NASA uses a lot of gold… It isn’t for jewelry or teeth; gold is actually used on a number of spacecrafts and other items sent outside of Earth. Despite the very expensive nature of gold, it has some great properties that make it a wonderful fit for the harsh environment of space.
Unlike tin, aluminum, copper, or other metals that are typically used in foil, gold foil is actually quite unique. Gold also serves a very important feature on many spacecraft which is that it provides a fantastic barrier to radiation. The atmosphere of Earth protects us from a lot of the harmful radiation from the sun and other things in outer space, but without that protective covering, humans are susceptible to high doses of radiation. Furthermore, without the protective atmosphere of Earth, machinery and instrumentation are affected by heat through radiation. Using gold as an insulator will ensure that equipment is functioning properly and kept at the right temperature.
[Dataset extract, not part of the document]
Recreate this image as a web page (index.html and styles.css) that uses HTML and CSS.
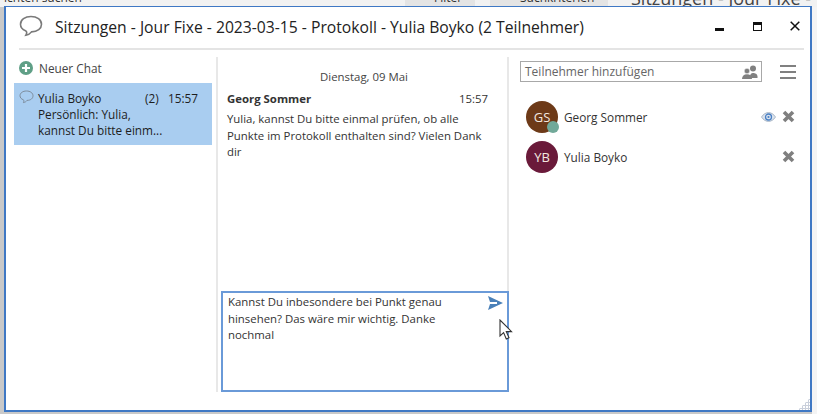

Another great benefit of gold is that it does not tarnish or rust in the same way other metals do. This means that gold doesn’t require a lot of upkeep or maintenance, which means the spacecraft may launch sooner. Gold is also much more malleable when stretched as compared to aluminum or copper, which makes it much easier to work with.
Lastly, gold is also used as a collection plate. Similar to the Petri dishes found used for cleanroom testing, scientists can see what types of particles hit the spacecraft while outside of Earth.
Just about everything that gets sent into space spends some time in a cleanroom. This ensures that machinery and electronics can be kept free of contamination and that we don’t send organisms from Earth to the universe. Furthermore, the gold is typically applied, tested and cleaned in the cleanroom.